Required task
Without the pictures, write out all the lines below exactly as they appear.

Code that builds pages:
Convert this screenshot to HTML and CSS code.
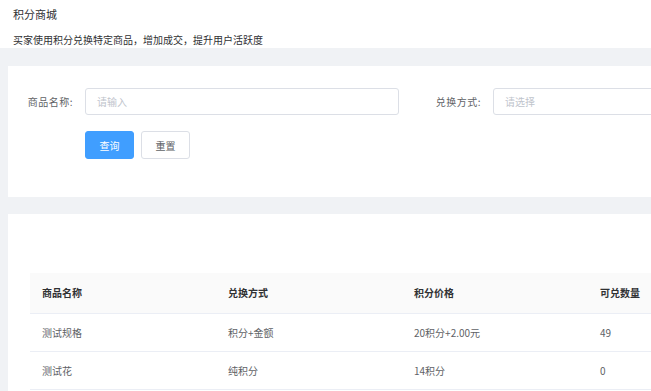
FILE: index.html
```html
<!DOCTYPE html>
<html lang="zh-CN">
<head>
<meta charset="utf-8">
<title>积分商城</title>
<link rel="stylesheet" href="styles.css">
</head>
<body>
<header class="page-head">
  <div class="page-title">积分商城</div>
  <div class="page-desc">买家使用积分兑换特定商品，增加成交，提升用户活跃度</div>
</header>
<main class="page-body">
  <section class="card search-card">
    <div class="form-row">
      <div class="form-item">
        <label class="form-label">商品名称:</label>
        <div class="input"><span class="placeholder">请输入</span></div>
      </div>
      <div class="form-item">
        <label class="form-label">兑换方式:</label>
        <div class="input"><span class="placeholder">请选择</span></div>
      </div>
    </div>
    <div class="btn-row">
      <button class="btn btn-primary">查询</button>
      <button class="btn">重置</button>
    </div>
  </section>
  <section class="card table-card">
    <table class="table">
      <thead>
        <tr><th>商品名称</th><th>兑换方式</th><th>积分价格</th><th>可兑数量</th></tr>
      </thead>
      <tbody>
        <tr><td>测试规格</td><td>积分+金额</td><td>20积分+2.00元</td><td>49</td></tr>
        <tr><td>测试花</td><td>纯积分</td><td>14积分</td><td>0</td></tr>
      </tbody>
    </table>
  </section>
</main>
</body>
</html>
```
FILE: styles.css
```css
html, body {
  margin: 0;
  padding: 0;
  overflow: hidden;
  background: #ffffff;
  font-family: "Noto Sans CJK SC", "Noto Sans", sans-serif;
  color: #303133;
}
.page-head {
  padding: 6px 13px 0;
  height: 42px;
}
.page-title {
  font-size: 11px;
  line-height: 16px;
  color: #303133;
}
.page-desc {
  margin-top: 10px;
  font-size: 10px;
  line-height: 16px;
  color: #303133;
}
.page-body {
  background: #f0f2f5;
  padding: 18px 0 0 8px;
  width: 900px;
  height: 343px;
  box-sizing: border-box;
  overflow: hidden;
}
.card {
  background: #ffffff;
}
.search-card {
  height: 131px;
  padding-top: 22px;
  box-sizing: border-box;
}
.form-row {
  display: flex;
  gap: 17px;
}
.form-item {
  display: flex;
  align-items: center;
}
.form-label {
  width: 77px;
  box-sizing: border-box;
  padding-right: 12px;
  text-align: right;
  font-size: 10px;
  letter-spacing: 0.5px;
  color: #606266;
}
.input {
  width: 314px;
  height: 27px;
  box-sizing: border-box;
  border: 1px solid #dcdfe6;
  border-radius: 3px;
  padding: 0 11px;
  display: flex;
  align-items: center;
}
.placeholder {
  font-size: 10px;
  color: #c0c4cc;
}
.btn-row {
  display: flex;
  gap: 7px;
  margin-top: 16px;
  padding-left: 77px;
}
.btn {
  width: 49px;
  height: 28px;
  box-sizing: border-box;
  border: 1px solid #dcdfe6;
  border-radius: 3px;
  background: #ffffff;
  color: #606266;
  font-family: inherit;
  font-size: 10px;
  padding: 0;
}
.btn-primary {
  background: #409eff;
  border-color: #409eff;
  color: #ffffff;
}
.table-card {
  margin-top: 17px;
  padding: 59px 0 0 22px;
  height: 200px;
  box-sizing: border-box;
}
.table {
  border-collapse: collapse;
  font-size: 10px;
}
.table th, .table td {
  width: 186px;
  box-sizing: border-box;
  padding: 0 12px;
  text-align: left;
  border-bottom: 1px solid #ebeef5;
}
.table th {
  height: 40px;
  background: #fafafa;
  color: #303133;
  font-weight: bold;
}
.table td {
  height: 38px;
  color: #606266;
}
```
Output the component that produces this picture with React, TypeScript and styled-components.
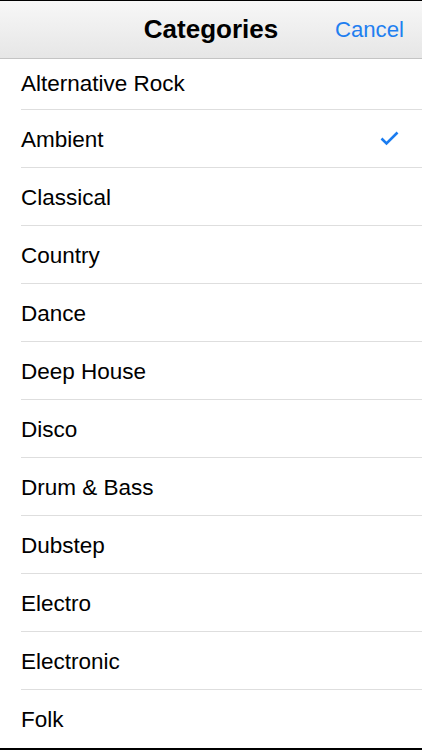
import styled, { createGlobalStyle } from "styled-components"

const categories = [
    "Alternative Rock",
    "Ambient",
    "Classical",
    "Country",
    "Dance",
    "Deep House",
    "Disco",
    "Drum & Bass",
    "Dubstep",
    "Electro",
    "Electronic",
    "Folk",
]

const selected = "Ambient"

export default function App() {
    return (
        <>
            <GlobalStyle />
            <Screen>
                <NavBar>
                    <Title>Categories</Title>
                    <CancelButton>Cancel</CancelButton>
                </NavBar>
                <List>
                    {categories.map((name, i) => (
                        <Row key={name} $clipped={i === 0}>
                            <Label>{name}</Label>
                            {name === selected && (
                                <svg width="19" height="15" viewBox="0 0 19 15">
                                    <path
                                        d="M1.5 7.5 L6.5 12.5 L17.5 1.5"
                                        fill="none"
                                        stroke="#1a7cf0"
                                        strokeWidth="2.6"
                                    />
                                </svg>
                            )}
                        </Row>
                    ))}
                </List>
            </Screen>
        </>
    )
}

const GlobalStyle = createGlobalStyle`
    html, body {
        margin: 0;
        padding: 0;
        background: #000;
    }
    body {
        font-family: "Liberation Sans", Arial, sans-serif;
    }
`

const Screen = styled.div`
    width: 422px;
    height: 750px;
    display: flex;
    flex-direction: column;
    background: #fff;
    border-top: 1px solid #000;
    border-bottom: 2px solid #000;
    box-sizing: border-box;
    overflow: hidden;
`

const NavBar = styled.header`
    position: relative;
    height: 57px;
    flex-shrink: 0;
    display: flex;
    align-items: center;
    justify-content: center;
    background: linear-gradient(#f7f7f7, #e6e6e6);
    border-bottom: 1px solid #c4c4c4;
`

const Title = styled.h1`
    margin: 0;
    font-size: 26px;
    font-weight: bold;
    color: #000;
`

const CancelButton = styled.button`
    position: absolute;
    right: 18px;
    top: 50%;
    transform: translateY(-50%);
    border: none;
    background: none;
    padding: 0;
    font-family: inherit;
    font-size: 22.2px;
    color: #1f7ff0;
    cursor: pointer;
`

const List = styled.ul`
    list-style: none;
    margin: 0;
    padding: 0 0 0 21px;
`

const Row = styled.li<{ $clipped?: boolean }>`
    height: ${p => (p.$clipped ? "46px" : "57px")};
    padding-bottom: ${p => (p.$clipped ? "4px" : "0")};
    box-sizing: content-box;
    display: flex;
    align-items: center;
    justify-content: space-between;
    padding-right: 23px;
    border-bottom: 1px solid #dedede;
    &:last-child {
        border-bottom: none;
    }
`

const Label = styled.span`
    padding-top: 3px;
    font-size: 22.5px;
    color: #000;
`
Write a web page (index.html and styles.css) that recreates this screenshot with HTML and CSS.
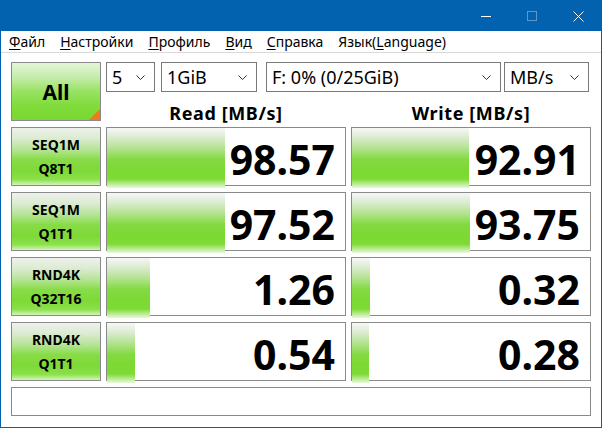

Full solution
Convert this screenshot to HTML and CSS code.
FILE: index.html
```html
<!DOCTYPE html>
<html lang="zh-CN">
<head>
<meta charset="utf-8">
<title>积分商城</title>
<link rel="stylesheet" href="styles.css">
</head>
<body>
<header class="page-head">
  <div class="page-title">积分商城</div>
  <div class="page-desc">买家使用积分兑换特定商品，增加成交，提升用户活跃度</div>
</header>
<main class="page-body">
  <section class="card search-card">
    <div class="form-row">
      <div class="form-item">
        <label class="form-label">商品名称:</label>
        <div class="input"><span class="placeholder">请输入</span></div>
      </div>
      <div class="form-item">
        <label class="form-label">兑换方式:</label>
        <div class="input"><span class="placeholder">请选择</span></div>
      </div>
    </div>
    <div class="btn-row">
      <button class="btn btn-primary">查询</button>
      <button class="btn">重置</button>
    </div>
  </section>
  <section class="card table-card">
    <table class="table">
      <thead>
        <tr><th>商品名称</th><th>兑换方式</th><th>积分价格</th><th>可兑数量</th></tr>
      </thead>
      <tbody>
        <tr><td>测试规格</td><td>积分+金额</td><td>20积分+2.00元</td><td>49</td></tr>
        <tr><td>测试花</td><td>纯积分</td><td>14积分</td><td>0</td></tr>
      </tbody>
    </table>
  </section>
</main>
</body>
</html>
```
FILE: styles.css
```css
html, body {
  margin: 0;
  padding: 0;
  overflow: hidden;
  background: #ffffff;
  font-family: "Noto Sans CJK SC", "Noto Sans", sans-serif;
  color: #303133;
}
.page-head {
  padding: 6px 13px 0;
  height: 42px;
}
.page-title {
  font-size: 11px;
  line-height: 16px;
  color: #303133;
}
.page-desc {
  margin-top: 10px;
  font-size: 10px;
  line-height: 16px;
  color: #303133;
}
.page-body {
  background: #f0f2f5;
  padding: 18px 0 0 8px;
  width: 900px;
  height: 343px;
  box-sizing: border-box;
  overflow: hidden;
}
.card {
  background: #ffffff;
}
.search-card {
  height: 131px;
  padding-top: 22px;
  box-sizing: border-box;
}
.form-row {
  display: flex;
  gap: 17px;
}
.form-item {
  display: flex;
  align-items: center;
}
.form-label {
  width: 77px;
  box-sizing: border-box;
  padding-right: 12px;
  text-align: right;
  font-size: 10px;
  letter-spacing: 0.5px;
  color: #606266;
}
.input {
  width: 314px;
  height: 27px;
  box-sizing: border-box;
  border: 1px solid #dcdfe6;
  border-radius: 3px;
  padding: 0 11px;
  display: flex;
  align-items: center;
}
.placeholder {
  font-size: 10px;
  color: #c0c4cc;
}
.btn-row {
  display: flex;
  gap: 7px;
  margin-top: 16px;
  padding-left: 77px;
}
.btn {
  width: 49px;
  height: 28px;
  box-sizing: border-box;
  border: 1px solid #dcdfe6;
  border-radius: 3px;
  background: #ffffff;
  color: #606266;
  font-family: inherit;
  font-size: 10px;
  padding: 0;
}
.btn-primary {
  background: #409eff;
  border-color: #409eff;
  color: #ffffff;
}
.table-card {
  margin-top: 17px;
  padding: 59px 0 0 22px;
  height: 200px;
  box-sizing: border-box;
}
.table {
  border-collapse: collapse;
  font-size: 10px;
}
.table th, .table td {
  width: 186px;
  box-sizing: border-box;
  padding: 0 12px;
  text-align: left;
  border-bottom: 1px solid #ebeef5;
}
.table th {
  height: 40px;
  background: #fafafa;
  color: #303133;
  font-weight: bold;
}
.table td {
  height: 38px;
  color: #606266;
}
```
Output the component that produces this picture with React, TypeScript and styled-components.
import styled, { createGlobalStyle } from "styled-components"

const categories = [
    "Alternative Rock",
    "Ambient",
    "Classical",
    "Country",
    "Dance",
    "Deep House",
    "Disco",
    "Drum & Bass",
    "Dubstep",
    "Electro",
    "Electronic",
    "Folk",
]

const selected = "Ambient"

export default function App() {
    return (
        <>
            <GlobalStyle />
            <Screen>
                <NavBar>
                    <Title>Categories</Title>
                    <CancelButton>Cancel</CancelButton>
                </NavBar>
                <List>
                    {categories.map((name, i) => (
                        <Row key={name} $clipped={i === 0}>
                            <Label>{name}</Label>
                            {name === selected && (
                                <svg width="19" height="15" viewBox="0 0 19 15">
                                    <path
                                        d="M1.5 7.5 L6.5 12.5 L17.5 1.5"
                                        fill="none"
                                        stroke="#1a7cf0"
                                        strokeWidth="2.6"
                                    />
                                </svg>
                            )}
                        </Row>
                    ))}
                </List>
            </Screen>
        </>
    )
}

const GlobalStyle = createGlobalStyle`
    html, body {
        margin: 0;
        padding: 0;
        background: #000;
    }
    body {
        font-family: "Liberation Sans", Arial, sans-serif;
    }
`

const Screen = styled.div`
    width: 422px;
    height: 750px;
    display: flex;
    flex-direction: column;
    background: #fff;
    border-top: 1px solid #000;
    border-bottom: 2px solid #000;
    box-sizing: border-box;
    overflow: hidden;
`

const NavBar = styled.header`
    position: relative;
    height: 57px;
    flex-shrink: 0;
    display: flex;
    align-items: center;
    justify-content: center;
    background: linear-gradient(#f7f7f7, #e6e6e6);
    border-bottom: 1px solid #c4c4c4;
`

const Title = styled.h1`
    margin: 0;
    font-size: 26px;
    font-weight: bold;
    color: #000;
`

const CancelButton = styled.button`
    position: absolute;
    right: 18px;
    top: 50%;
    transform: translateY(-50%);
    border: none;
    background: none;
    padding: 0;
    font-family: inherit;
    font-size: 22.2px;
    color: #1f7ff0;
    cursor: pointer;
`

const List = styled.ul`
    list-style: none;
    margin: 0;
    padding: 0 0 0 21px;
`

const Row = styled.li<{ $clipped?: boolean }>`
    height: ${p => (p.$clipped ? "46px" : "57px")};
    padding-bottom: ${p => (p.$clipped ? "4px" : "0")};
    box-sizing: content-box;
    display: flex;
    align-items: center;
    justify-content: space-between;
    padding-right: 23px;
    border-bottom: 1px solid #dedede;
    &:last-child {
        border-bottom: none;
    }
`

const Label = styled.span`
    padding-top: 3px;
    font-size: 22.5px;
    color: #000;
`
Write a web page (index.html and styles.css) that recreates this screenshot with HTML and CSS.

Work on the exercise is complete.